Lose the myth, keep the lore

beans and chocolate

Adding salt to beans makes them tough. You must use a double boiler to melt chocolate. Searing meat seals in the juices. Kitchen myths like these live on far after science renders them inaccurate. While these myths should be debunked, we shouldn't forget the history that created them, says Bee Wilson of The Telegraph.

Ms. Wilson explores myths debunked in James Steen's recent book The Kitchen Magpie as well as other kitchen lore. Although we understand the science behind cooking much better than in generations past, Ms. Wilson argues that we should keep in mind the conditions in which our ancestors were operating when these myths came into being. Much of the lore belongs "to an era in which ingredients behaved differently. The advice to 'desalt' aubergines to draw out the bitter juices made sense when aubergines were acrid and full of seeds."

Likewise, Steen notes in his book that the chocolate melting rule made sense "when our mothers used that cheap chocolate-flavour covering" that separated easily. So even though we should lose the fear of checking souffles because we believe opening the oven door will make them collapse (it won't), we should not forget the lore entirely. "Right or wrong, these quaint rules are a reminder of how many cooks toiled before us in the kitchen."

Do you find any kitchen myths charming even though you know they aren't true?

Photos of chocolate and beans from the EYB Library


  • mr.paul  on  8/8/2014 at 7:49 PM

    No. But, to be fair, I'm a data and science junkie. I do, however, find how they came about interesting. The why behind behaviour is often interesting. But I'm not charmed, and would sooner put my efforts in cooking somewhere productive.
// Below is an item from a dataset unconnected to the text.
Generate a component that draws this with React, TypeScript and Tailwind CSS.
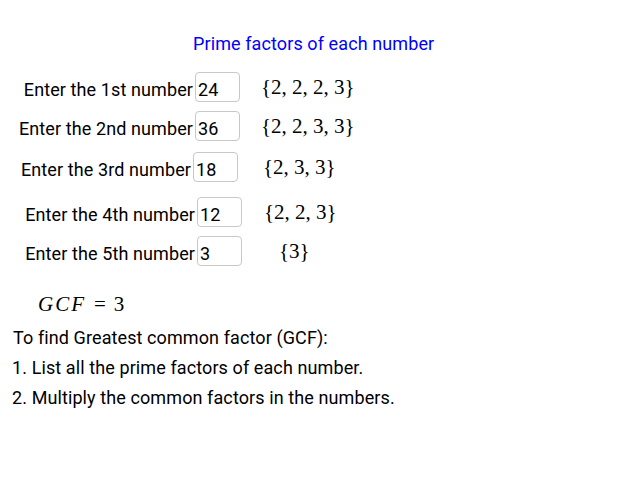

  • FuzzyChef  on  8/10/2014 at 12:37 AM

    You can also find a lot of old recipes which call for salting cucumber slices; again, this was because cucumbers a century ago were a lot more bitter than now. I think a lot of the double-boiler advice was due to using old stoves where the heat was a lot harder to control. One which is still very popular is the idea that you always have to pre-heat the oven; in fact, this is necessary only for things which you want to cook crisp (like pastry or pizza). Preheating the oven for something slow-cooking like lasagna or apple pie is completely unnecessary, it just takes 5 minutes off the cooking time. There's also the myth that you can't use a metal knife on lettuce, which is a holdover from before stainless steel.

  • darcie_b  on  8/10/2014 at 8:41 AM

    Fuzzy, the oven preheating brings to mind the recipe called Cold Oven Pound Cake. Although I wonder about the effects of the top heating element in modern stoves affecting the baking - most old stoves only had one element or burner at the bottom.

  • hillsboroks  on  8/10/2014 at 12:06 PM

    When we were first married my husband drove me nuts with his obsession about not leaving spoons in food, even for a few minutes. I think he must have grown up with old time cheap silverware and his mother had made it real issue that you never left a spoon in food even for serving! But we had brand new nice modern 18/10 stainless flatware and I kept explaining that I was not going to kill him or give him food poisoning leaving a spoon in a pot or serving bowl. It took me years to debunk that old idea with him.